Long Road to Justice for LGBTQI Jamaicans
As a lawyer defending the human rights of LGBTQI people in Jamaica, I am accustomed to receiving death threats. But when I received a particularly vulgar and graphic email threatening to immediately end my life, I was so shaken that I finally went to the police. What happened next shocked me.
The police officer who listened to my story told me that he hates gays, and we make him sick. When I complained to his senior officer (ironically, a Briton who had been sent to Jamaica to professionalize the police force), the latter responded, “Those attitudes are unfortunate, but they won’t change until the laws changes”!
Since then I have known of many instances where police have used the British colonially-imposed anti-sodomy law to persecute or ignore savage attacks against LGBTQI Jamaicans. For example, a gay youth I accompanied to the police station to report an incident of a man hurling rocks and vicious anti-gay expletives at him near his home was told there had been no crime, merely a “stone throwing.” When several transgender youth who were mobbed and assaulted tried to seek police assistance, they were advised they would have to provide the names and addresses of their attackers. On multiple occasions I have had to accompany clients who were caught by police in “compromising positions” and ordered to pay a bribe or have the details of their arrests leaked to the media. Such revelations would be career and life-threatening/ending, so the bribe was invariably paid. In a country where it is illegal to be gay, homophobic attacks are largely not investigated.
Jamaica’s anti-sodomy law criminalizes all forms of male same-gender intimacy — even holding hands in the privacy of a bedroom — with a maximum penalty of 10 years at hard labour. Upon release, the person would have to register as a sex-offender, always carry a pass or face a J$1million fine plus 12 months imprisonment of hard labour for each “offence.” These archaic penal provisions contribute to violent abuse, torture and even murder of LGBTQI people globally. Furthermore, criminalization has been directly linked to the spread of HIV by driving gay men underground, away from effective HIV prevention, treatment, care and support interventions.
In 2015, I decided to file a constitutional challenge to the anti-sodomy law after my previous client withdrew his claim in 2013 because of death threats to him and his family. At a preliminary hearing, the court allowed 10 fundamentalist religious groups to join in supporting the government’s defence of the law but denied the Public Defender’s request to appear to support me. According to the court, the Public Defender’s submissions would be irrelevant. Fortunately, I am being supported by the Canadian HIV/AIDS Legal Network, whose expertise in Canadian jurisprudence will be incredibly important as Jamaica’s Charter of Fundamental Rights and Freedoms was modeled on the Canadian Charter of Rights and Freedoms.
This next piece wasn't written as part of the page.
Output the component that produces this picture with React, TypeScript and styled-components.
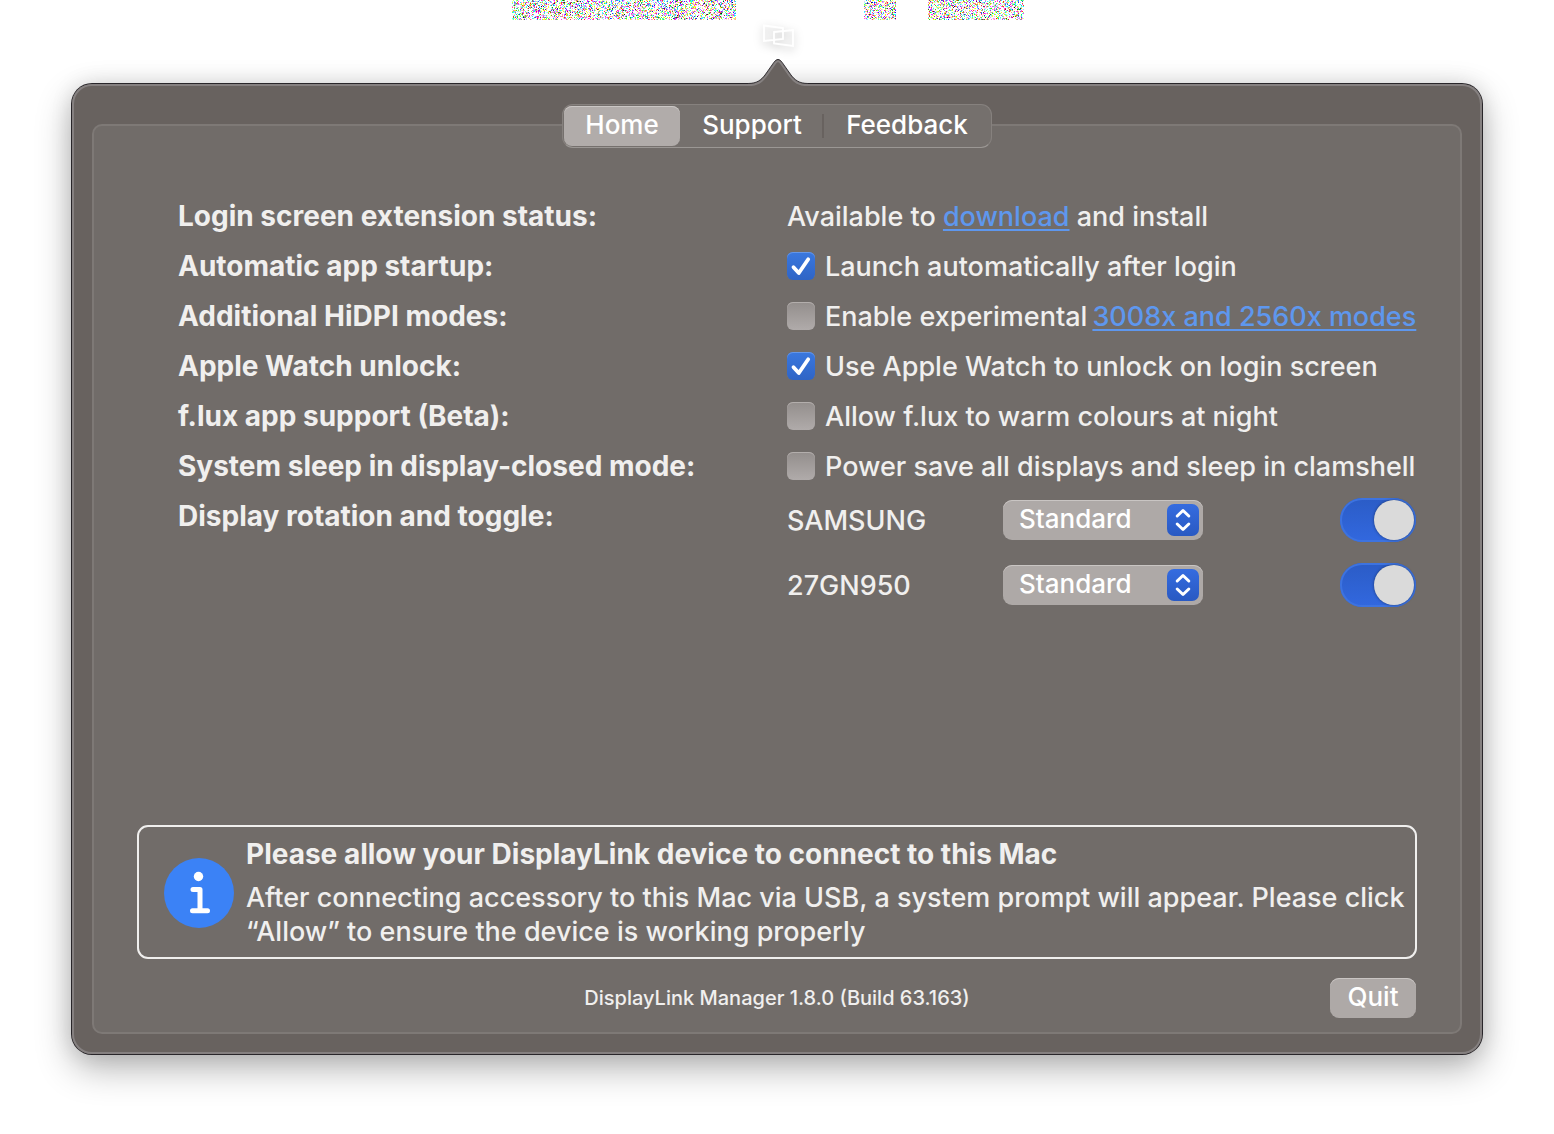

Recently, Caleb Orozco succeeded in getting the Supreme Court of Belize to strike down a similar anti-sodomy law. The decision sent shock waves across the Caribbean, where nine states still have such laws. I am inspired by Caleb’s success and buoyed by the outpouring of support from groups like the Impact Fund. With such support, I have no doubt that we will see victory.
CASE UPDATE 03.29.21
Jamaica’s Attorney General, after not filing any defense or affidavit in response to the claim for the nearly six years since the case was initiated, filed a motion to split the case into two separate cases, which would delay the case further. In March 2021, attorneys for Maurice Tomlinson opposed this motion in a two-day hearing. The Attorney General argued that, before the court could rule on the substantive aspects of the case, it must determine whether the court even has the right to consider this case. The Attorney General cited the savings clause in the Jamaican Constitution, which prevents the court from ruling on certain aspects of the law that were in existence prior to the adoption of the Constitution. Nine separate religious groups are also involved in the case as full parties, which means that Tomlinson, supported by the HIV Legal Network, must respond to motions, expert witnesses, and cross-examinations pursued by 10 different parties. However, the Attorney General and the religious groups are facing increasing pressure from outside the country, including two separate reports from the Inter-American Commission on Human Rights condemning the law and urging the court to overturn it. Since this case was filed, nearby Caribbean nations, such as Belize and Trinidad and Tobago, have overturned similar laws, granting freedom and security to thousands of people.